> **Your instructions**
Without the pictures, set down every line of the data exactly.

> **Given material**

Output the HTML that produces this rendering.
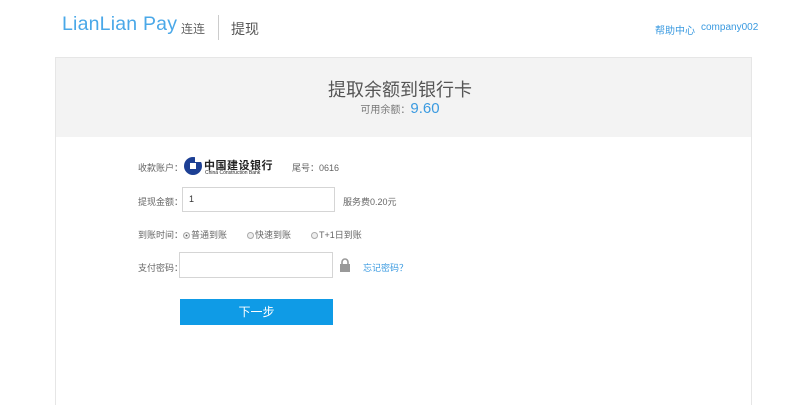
<!DOCTYPE html>
<html><head><meta charset="utf-8"><style>
*{margin:0;padding:0;box-sizing:border-box}
html,body{width:800px;height:405px;overflow:hidden}
body{background:#fff;font-family:"Liberation Sans","Noto Sans CJK SC",sans-serif;position:relative;color:#555}
.abs{position:absolute;white-space:nowrap}
.logo{left:62px;top:13px;font-size:19.5px;color:#4aa8e8;letter-spacing:0.2px}
.lc{left:181px;top:20px;font-size:12px;color:#666}
.sep{left:218px;top:15px;width:1px;height:25px;background:#ccc}
.tx{left:231px;top:19px;font-size:14px;color:#555}
.nav{top:22px;font-size:10px;color:#3a9ae0}
.panel{left:55px;top:57px;width:697px;height:360px;border:1px solid #e6e6e6;background:#fff}
.ph{left:56px;top:58px;width:695px;height:79px;background:#f3f3f3}
.t1{left:0;width:800px;text-align:center;top:76px;font-size:18px;color:#555}
.t2{left:0;width:800px;text-align:center;top:100px;font-size:10px;color:#777}
.t2 b{font-weight:normal;font-size:15px;color:#3a9ae0}
.lb{font-size:9px;color:#666}
.inp{border:1px solid #d5d5d5;background:#fff}
.btn{left:180px;top:299px;width:153px;height:26px;background:#0f9be6;color:#fff;font-size:12px;text-align:center;line-height:26px}
.rd{display:inline-block;width:7px;height:7px;border:1px solid #aaa;border-radius:50%;background:#eee;vertical-align:-1px;margin-right:1px}
</style></head><body>
<div class="abs logo">LianLian Pay</div>
<div class="abs lc">连连</div>
<div class="abs sep"></div>
<div class="abs tx">提现</div>
<div class="abs nav" style="left:655px">帮助中心</div>
<div class="abs nav" style="left:701px">company002</div>
<div class="abs panel"></div>
<div class="abs ph"></div>
<div class="abs t1">提取余额到银行卡</div>
<div class="abs t2">可用余额：<b>9.60</b></div>

<div class="abs lb" style="left:138px;top:161px">收款账户：</div>
<svg class="abs" style="left:183px;top:156px" width="20" height="20" viewBox="0 0 20 20"><circle cx="10" cy="10" r="9" fill="#1c3f94"/><rect x="7" y="7" width="6" height="6" fill="#fff"/><rect x="12" y="0" width="8" height="6" fill="#fff"/></svg>
<div class="abs" style="left:204px;top:157px;font-size:11px;font-weight:bold;color:#222;letter-spacing:0.5px">中国建设银行</div>
<div class="abs" style="left:205px;top:170px;font-size:5px;color:#222">China Construction Bank</div>
<div class="abs lb" style="left:292px;top:161px">尾号：0616</div>

<div class="abs lb" style="left:138px;top:195px">提现金额：</div>
<div class="abs inp" style="left:182px;top:187px;width:153px;height:25px"></div>
<div class="abs" style="left:189px;top:194px;font-size:9px;color:#333">1</div>
<div class="abs lb" style="left:343px;top:195px">服务费0.20元</div>

<div class="abs lb" style="left:138px;top:228px">到账时间：<span class="rd" style="background:#555;box-shadow:inset 0 0 0 1.5px #fff"></span>普通到账<span style="display:inline-block;width:20px"></span><span class="rd"></span>快速到账<span style="display:inline-block;width:20px"></span><span class="rd"></span>T+1日到账</div>

<div class="abs lb" style="left:138px;top:261px">支付密码：</div>
<div class="abs inp" style="left:179px;top:252px;width:154px;height:26px"></div>
<svg class="abs" style="left:339px;top:258px" width="12" height="14" viewBox="0 0 12 14"><path d="M3 6V4a3 3 0 0 1 6 0v2" stroke="#999" stroke-width="1.6" fill="none"/><rect x="1" y="6" width="10" height="8" fill="#999"/></svg>
<div class="abs" style="left:363px;top:261px;font-size:9px;color:#3a9ae0">忘记密码？</div>

<div class="abs btn">下一步</div>
</body></html>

> **Reply to the exercise**
Output the HTML that produces this rendering.
<!DOCTYPE html>
<html><head><meta charset="utf-8"><style>
*{margin:0;padding:0;box-sizing:border-box}
html,body{width:800px;height:405px;overflow:hidden}
body{background:#fff;font-family:"Liberation Sans","Noto Sans CJK SC",sans-serif;position:relative;color:#555}
.abs{position:absolute;white-space:nowrap}
.logo{left:62px;top:13px;font-size:19.5px;color:#4aa8e8;letter-spacing:0.2px}
.lc{left:181px;top:20px;font-size:12px;color:#666}
.sep{left:218px;top:15px;width:1px;height:25px;background:#ccc}
.tx{left:231px;top:19px;font-size:14px;color:#555}
.nav{top:22px;font-size:10px;color:#3a9ae0}
.panel{left:55px;top:57px;width:697px;height:360px;border:1px solid #e6e6e6;background:#fff}
.ph{left:56px;top:58px;width:695px;height:79px;background:#f3f3f3}
.t1{left:0;width:800px;text-align:center;top:76px;font-size:18px;color:#555}
.t2{left:0;width:800px;text-align:center;top:100px;font-size:10px;color:#777}
.t2 b{font-weight:normal;font-size:15px;color:#3a9ae0}
.lb{font-size:9px;color:#666}
.inp{border:1px solid #d5d5d5;background:#fff}
.btn{left:180px;top:299px;width:153px;height:26px;background:#0f9be6;color:#fff;font-size:12px;text-align:center;line-height:26px}
.rd{display:inline-block;width:7px;height:7px;border:1px solid #aaa;border-radius:50%;background:#eee;vertical-align:-1px;margin-right:1px}
</style></head><body>
<div class="abs logo">LianLian Pay</div>
<div class="abs lc">连连</div>
<div class="abs sep"></div>
<div class="abs tx">提现</div>
<div class="abs nav" style="left:655px">帮助中心</div>
<div class="abs nav" style="left:701px">company002</div>
<div class="abs panel"></div>
<div class="abs ph"></div>
<div class="abs t1">提取余额到银行卡</div>
<div class="abs t2">可用余额：<b>9.60</b></div>

<div class="abs lb" style="left:138px;top:161px">收款账户：</div>
<svg class="abs" style="left:183px;top:156px" width="20" height="20" viewBox="0 0 20 20"><circle cx="10" cy="10" r="9" fill="#1c3f94"/><rect x="7" y="7" width="6" height="6" fill="#fff"/><rect x="12" y="0" width="8" height="6" fill="#fff"/></svg>
<div class="abs" style="left:204px;top:157px;font-size:11px;font-weight:bold;color:#222;letter-spacing:0.5px">中国建设银行</div>
<div class="abs" style="left:205px;top:170px;font-size:5px;color:#222">China Construction Bank</div>
<div class="abs lb" style="left:292px;top:161px">尾号：0616</div>

<div class="abs lb" style="left:138px;top:195px">提现金额：</div>
<div class="abs inp" style="left:182px;top:187px;width:153px;height:25px"></div>
<div class="abs" style="left:189px;top:194px;font-size:9px;color:#333">1</div>
<div class="abs lb" style="left:343px;top:195px">服务费0.20元</div>

<div class="abs lb" style="left:138px;top:228px">到账时间：<span class="rd" style="background:#555;box-shadow:inset 0 0 0 1.5px #fff"></span>普通到账<span style="display:inline-block;width:20px"></span><span class="rd"></span>快速到账<span style="display:inline-block;width:20px"></span><span class="rd"></span>T+1日到账</div>

<div class="abs lb" style="left:138px;top:261px">支付密码：</div>
<div class="abs inp" style="left:179px;top:252px;width:154px;height:26px"></div>
<svg class="abs" style="left:339px;top:258px" width="12" height="14" viewBox="0 0 12 14"><path d="M3 6V4a3 3 0 0 1 6 0v2" stroke="#999" stroke-width="1.6" fill="none"/><rect x="1" y="6" width="10" height="8" fill="#999"/></svg>
<div class="abs" style="left:363px;top:261px;font-size:9px;color:#3a9ae0">忘记密码？</div>

<div class="abs btn">下一步</div>
</body></html>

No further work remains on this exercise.